_What is being asked_
Answer with nothing but a number: how many lines include the word "React"?

_Supplied information_
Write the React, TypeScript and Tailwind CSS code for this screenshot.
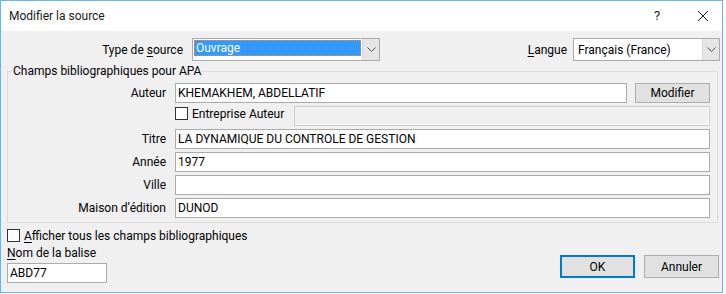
import React from "react";

function Chevron() {
  return (
    <svg width="9" height="5" viewBox="0 0 9 5" className="block">
      <path d="M0.5 0.5 L4.5 4.5 L8.5 0.5" fill="none" stroke="#555" strokeWidth="1" />
    </svg>
  );
}

function CheckBox() {
  return <div className="w-[13px] h-[13px] border border-[#333] bg-white shrink-0" />;
}

function TextInput({ value, className = "" }: { value?: string; className?: string }) {
  return (
    <div className={`h-[20px] border border-[#ababab] bg-white flex items-center pl-[2px] text-[12px] leading-[16px] text-black ${className}`}>
      {value}
    </div>
  );
}

function FieldRow({ label, value }: { label: string; value?: string }) {
  return (
    <div className="flex h-[20px] items-center">
      <div className="w-[158px] shrink-0 text-right">{label}</div>
      <TextInput value={value} className="ml-[9px] flex-1" />
    </div>
  );
}

export default function App() {
  return (
    <div className="w-[726px] h-[294px] bg-white font-['Roboto',sans-serif] text-[12px] leading-[16px] text-black">
      <div className="w-[723px] h-[293px] border border-[#6ab4ec] flex flex-col">
        {/* Title bar */}
        <div className="h-[30px] bg-white flex items-center shrink-0">
          <div className="pl-[8px] text-[12px] text-[#1a1a1a]">Modifier la source</div>
          <div className="ml-auto w-[46px] h-full flex items-center justify-center text-[13px] text-[#222]">?</div>
          <div className="ml-[4px] w-[38px] h-full flex items-center justify-center">
            <svg width="10" height="10" viewBox="0 0 10 10">
              <path d="M0 0 L10 10 M10 0 L0 10" stroke="#222" strokeWidth="1" fill="none" />
            </svg>
          </div>
        </div>

        {/* Body */}
        <div className="flex-1 bg-[#f0f0f0] flex flex-col">
          {/* Row 1 */}
          <div className="mt-[7px] h-[23px] flex items-center">
            <div className="w-[182px] shrink-0 text-right">
              Type de <u className="underline underline-offset-2">s</u>ource
            </div>
            <div className="ml-[9px] w-[188px] shrink-0 h-[23px] border border-[#ababab] bg-white flex">
              <div className="mt-[1px] ml-[1px] h-[16px] flex-1 bg-[#3399ff] border border-dotted border-[#e0902c] text-white flex items-center pl-[1px]">
                Ouvrage
              </div>
              <div className="ml-[1px] w-[17px] h-full bg-[#e5e5e5] border-l border-[#d9d9d9] flex items-center justify-center">
                <Chevron />
              </div>
            </div>
            <div className="flex-1" />
            <div className="mr-[6px]">
              <u className="underline underline-offset-2">L</u>angue
            </div>
            <div className="mr-[2px] w-[147px] shrink-0 h-[23px] border border-[#ababab] bg-white flex">
              <div className="flex-1 flex items-center pl-[4px]">Français (France)</div>
              <div className="w-[17px] h-full bg-[#e5e5e5] border-l border-[#d9d9d9] flex items-center justify-center">
                <Chevron />
              </div>
            </div>
          </div>

          {/* Group box */}
          <fieldset className="mt-[2px] ml-[6px] mr-[4px] border border-[#dcdcdc] pb-[4px] pr-[7px]">
            <legend className="ml-[4px] px-[1px] leading-[16px]">Champs bibliographiques pour APA</legend>
            <div className="pt-[4px] flex flex-col gap-[3px]">
              <div className="flex h-[20px] items-center">
                <div className="w-[158px] shrink-0 text-right">Auteur</div>
                <TextInput value="KHEMAKHEM, ABDELLATIF" className="ml-[9px] flex-1" />
                <div className="ml-[8px] w-[75px] shrink-0 h-[20px] bg-[#e1e1e1] border border-[#adadad] flex items-center justify-center">
                  Modifier
                </div>
              </div>
              <div className="flex h-[20px] items-start">
                <div className="w-[158px] shrink-0" />
                <div className="ml-[9px] mt-[1px] w-[119px] shrink-0 flex items-center h-[13px]">
                  <CheckBox />
                  <span className="ml-[4px] whitespace-nowrap">Entreprise Auteur</span>
                </div>
                <div className="flex-1 h-[20px] border border-[#cccccc] bg-[#f0f0f0] shadow-[inset_-1px_-1px_0_#fafafa]" />
              </div>
              <FieldRow label="Titre" value="LA DYNAMIQUE DU CONTROLE DE GESTION" />
              <FieldRow label="Année" value="1977" />
              <FieldRow label="Ville" />
              <FieldRow label="Maison d’édition" value="DUNOD" />
            </div>
          </fieldset>

          {/* Bottom */}
          <div className="flex-1 flex items-end justify-between pl-[6px] pr-[3px] pb-[9px]">
            <div className="flex flex-col">
              <div className="mt-[6px] h-[13px] flex items-center">
                <CheckBox />
                <span className="ml-[4px]">
                  <u className="underline underline-offset-2">A</u>fficher tous les champs bibliographiques
                </span>
              </div>
              <div className="mt-[3px] h-[16px]">
                <u className="underline underline-offset-2">N</u>om de la balise
              </div>
              <TextInput value="ABD77" className="mt-[2px] w-[100px]" />
            </div>
            <div className="flex mb-[5px] gap-[9px]">
              <div className="w-[75px] h-[23px] bg-[#e1e1e1] border-2 border-[#0078d7] flex items-center justify-center">OK</div>
              <div className="w-[75px] h-[23px] bg-[#e1e1e1] border border-[#adadad] flex items-center justify-center">Annuler</div>
            </div>
          </div>
        </div>
      </div>
    </div>
  );
}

_Complete output_
2